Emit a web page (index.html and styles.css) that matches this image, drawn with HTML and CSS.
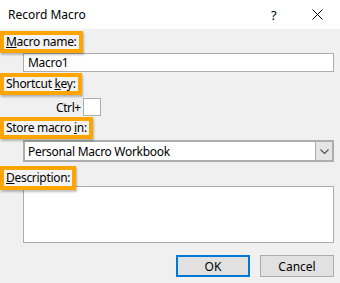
FILE: index.html
```html
<!DOCTYPE html>
<html lang="en">
<head>
    <meta charset="UTF-8">
    <title>Record Macro</title>
    <link rel="stylesheet" href="styles.css">
</head>
<body>
    <div class="dialog">
        <div class="titlebar">
            <span class="title">Record Macro</span>
            <span class="help">?</span>
            <span class="close">
                <svg width="11" height="11" viewBox="0 0 11 11">
                    <path d="M0.5 0.5 L10.5 10.5 M10.5 0.5 L0.5 10.5" stroke="#000" stroke-width="1" fill="none"/>
                </svg>
            </span>
        </div>
        <div class="content">
            <div class="field">
                <label class="mark" for="name"><u>M</u>acro name:</label>
                <input class="textbox" id="name" type="text" value="Macro1">
            </div>
            <div class="field">
                <label class="mark" for="key">Shortcut <u>k</u>ey:</label>
                <div class="ctrl-row">
                    <span class="ctrl">Ctrl+</span>
                    <input class="keybox" id="key" type="text">
                </div>
            </div>
            <div class="field">
                <label class="mark" for="store">Store macro <u>i</u>n:</label>
                <div class="combo" id="store">
                    <span class="combo-text">Personal Macro Workbook</span>
                    <span class="combo-btn">
                        <svg width="9" height="5" viewBox="0 0 9 5">
                            <path d="M0.5 0.5 L4.5 4.5 L8.5 0.5" stroke="#555" stroke-width="1.2" fill="none"/>
                        </svg>
                    </span>
                </div>
            </div>
            <div class="field">
                <label class="mark mark-over" for="desc"><u>D</u>escription:</label>
                <textarea class="memo" id="desc"></textarea>
            </div>
            <div class="buttons">
                <button class="btn btn-default">OK</button>
                <button class="btn">Cancel</button>
            </div>
        </div>
    </div>
</body>
</html>
```

FILE: styles.css
```css
html, body {
    margin: 0;
    padding: 0;
}
body {
    font-family: "Noto Sans", "Open Sans", sans-serif;
    font-size: 12px;
    color: #000;
    background-color: #f0f0f0;
}
.dialog {
    width: 340px;
    height: 283px;
    background-color: #f0f0f0;
}
.titlebar {
    height: 29px;
    background-color: #fff;
    display: flex;
    align-items: center;
}
.title {
    padding-left: 8px;
    flex: 1;
}
.help {
    width: 16px;
    margin-right: 25px;
    font-size: 13px;
}
.close {
    display: flex;
    margin-right: 17px;
}
.content {
    padding: 1px 6px 0 0;
}
.field {
    display: flex;
    flex-direction: column;
    align-items: flex-start;
}
.mark {
    display: inline-block;
    border: 4px solid #ffa500;
    padding: 0 2px;
    line-height: 14px;
    background-color: #f3f3f3;
    box-shadow: 1px 2px 2px rgba(0,0,0,0.25);
    margin-top: 1px;
    position: relative;
    z-index: 1;
    letter-spacing: -0.3px;
}
.textbox {
    margin: 0 0 0 23px;
    width: 311px;
    height: 19px;
    box-sizing: border-box;
    border: 1px solid #adadad;
    padding: 0 4px;
    font-family: inherit;
    font-size: 12px;
    letter-spacing: -0.3px;
    background-color: #fff;
}
.ctrl-row {
    display: flex;
    align-items: center;
    margin: 3px 0 0 56px;
}
.ctrl {
    margin-right: 2px;
    letter-spacing: -0.4px;
}
.keybox {
    margin: 0;
    width: 18px;
    height: 18px;
    box-sizing: border-box;
    border: 1px solid #adadad;
    background-color: #fff;
}
.combo {
    margin: 1px 0 0 23px;
    width: 311px;
    height: 22px;
    box-sizing: border-box;
    border: 2px solid #adadad;
    background-color: #fff;
    display: flex;
    align-items: center;
}
.combo-text {
    flex: 1;
    padding-left: 3px;
    letter-spacing: -0.3px;
}
.combo-btn {
    width: 16px;
    height: 18px;
    background-color: #e5e5e5;
    border-left: 1px solid #adadad;
    display: flex;
    align-items: center;
    justify-content: center;
}
.mark-over {
    margin-top: 4px;
    padding-top: 1px;
    padding-bottom: 1px;
}
.memo {
    margin: -4px 0 0 23px;
    width: 311px;
    height: 57px;
    box-sizing: border-box;
    border: 1px solid #adadad;
    background-color: #fff;
    resize: none;
}
.buttons {
    display: flex;
    justify-content: flex-end;
    gap: 10px;
    margin-top: 12px;
}
.btn {
    width: 74px;
    height: 22px;
    box-sizing: border-box;
    border: 1px solid #adadad;
    background-color: #e1e1e1;
    font-family: inherit;
    font-size: 12px;
    color: #000;
    padding: 0;
}
.btn-default {
    border: 2px solid #0078d7;
}
```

_ _ _

§ TASK: Give an exact reproduction of every line, leaving out any picture.

§ THE ANSWER:
Emit a web page (index.html and styles.css) that matches this image, drawn with HTML and CSS.
FILE: index.html
```html
<!DOCTYPE html>
<html lang="en">
<head>
    <meta charset="UTF-8">
    <title>Record Macro</title>
    <link rel="stylesheet" href="styles.css">
</head>
<body>
    <div class="dialog">
        <div class="titlebar">
            <span class="title">Record Macro</span>
            <span class="help">?</span>
            <span class="close">
                <svg width="11" height="11" viewBox="0 0 11 11">
                    <path d="M0.5 0.5 L10.5 10.5 M10.5 0.5 L0.5 10.5" stroke="#000" stroke-width="1" fill="none"/>
                </svg>
            </span>
        </div>
        <div class="content">
            <div class="field">
                <label class="mark" for="name"><u>M</u>acro name:</label>
                <input class="textbox" id="name" type="text" value="Macro1">
            </div>
            <div class="field">
                <label class="mark" for="key">Shortcut <u>k</u>ey:</label>
                <div class="ctrl-row">
                    <span class="ctrl">Ctrl+</span>
                    <input class="keybox" id="key" type="text">
                </div>
            </div>
            <div class="field">
                <label class="mark" for="store">Store macro <u>i</u>n:</label>
                <div class="combo" id="store">
                    <span class="combo-text">Personal Macro Workbook</span>
                    <span class="combo-btn">
                        <svg width="9" height="5" viewBox="0 0 9 5">
                            <path d="M0.5 0.5 L4.5 4.5 L8.5 0.5" stroke="#555" stroke-width="1.2" fill="none"/>
                        </svg>
                    </span>
                </div>
            </div>
            <div class="field">
                <label class="mark mark-over" for="desc"><u>D</u>escription:</label>
                <textarea class="memo" id="desc"></textarea>
            </div>
            <div class="buttons">
                <button class="btn btn-default">OK</button>
                <button class="btn">Cancel</button>
            </div>
        </div>
    </div>
</body>
</html>
```

FILE: styles.css
```css
html, body {
    margin: 0;
    padding: 0;
}
body {
    font-family: "Noto Sans", "Open Sans", sans-serif;
    font-size: 12px;
    color: #000;
    background-color: #f0f0f0;
}
.dialog {
    width: 340px;
    height: 283px;
    background-color: #f0f0f0;
}
.titlebar {
    height: 29px;
    background-color: #fff;
    display: flex;
    align-items: center;
}
.title {
    padding-left: 8px;
    flex: 1;
}
.help {
    width: 16px;
    margin-right: 25px;
    font-size: 13px;
}
.close {
    display: flex;
    margin-right: 17px;
}
.content {
    padding: 1px 6px 0 0;
}
.field {
    display: flex;
    flex-direction: column;
    align-items: flex-start;
}
.mark {
    display: inline-block;
    border: 4px solid #ffa500;
    padding: 0 2px;
    line-height: 14px;
    background-color: #f3f3f3;
    box-shadow: 1px 2px 2px rgba(0,0,0,0.25);
    margin-top: 1px;
    position: relative;
    z-index: 1;
    letter-spacing: -0.3px;
}
.textbox {
    margin: 0 0 0 23px;
    width: 311px;
    height: 19px;
    box-sizing: border-box;
    border: 1px solid #adadad;
    padding: 0 4px;
    font-family: inherit;
    font-size: 12px;
    letter-spacing: -0.3px;
    background-color: #fff;
}
.ctrl-row {
    display: flex;
    align-items: center;
    margin: 3px 0 0 56px;
}
.ctrl {
    margin-right: 2px;
    letter-spacing: -0.4px;
}
.keybox {
    margin: 0;
    width: 18px;
    height: 18px;
    box-sizing: border-box;
    border: 1px solid #adadad;
    background-color: #fff;
}
.combo {
    margin: 1px 0 0 23px;
    width: 311px;
    height: 22px;
    box-sizing: border-box;
    border: 2px solid #adadad;
    background-color: #fff;
    display: flex;
    align-items: center;
}
.combo-text {
    flex: 1;
    padding-left: 3px;
    letter-spacing: -0.3px;
}
.combo-btn {
    width: 16px;
    height: 18px;
    background-color: #e5e5e5;
    border-left: 1px solid #adadad;
    display: flex;
    align-items: center;
    justify-content: center;
}
.mark-over {
    margin-top: 4px;
    padding-top: 1px;
    padding-bottom: 1px;
}
.memo {
    margin: -4px 0 0 23px;
    width: 311px;
    height: 57px;
    box-sizing: border-box;
    border: 1px solid #adadad;
    background-color: #fff;
    resize: none;
}
.buttons {
    display: flex;
    justify-content: flex-end;
    gap: 10px;
    margin-top: 12px;
}
.btn {
    width: 74px;
    height: 22px;
    box-sizing: border-box;
    border: 1px solid #adadad;
    background-color: #e1e1e1;
    font-family: inherit;
    font-size: 12px;
    color: #000;
    padding: 0;
}
.btn-default {
    border: 2px solid #0078d7;
}
```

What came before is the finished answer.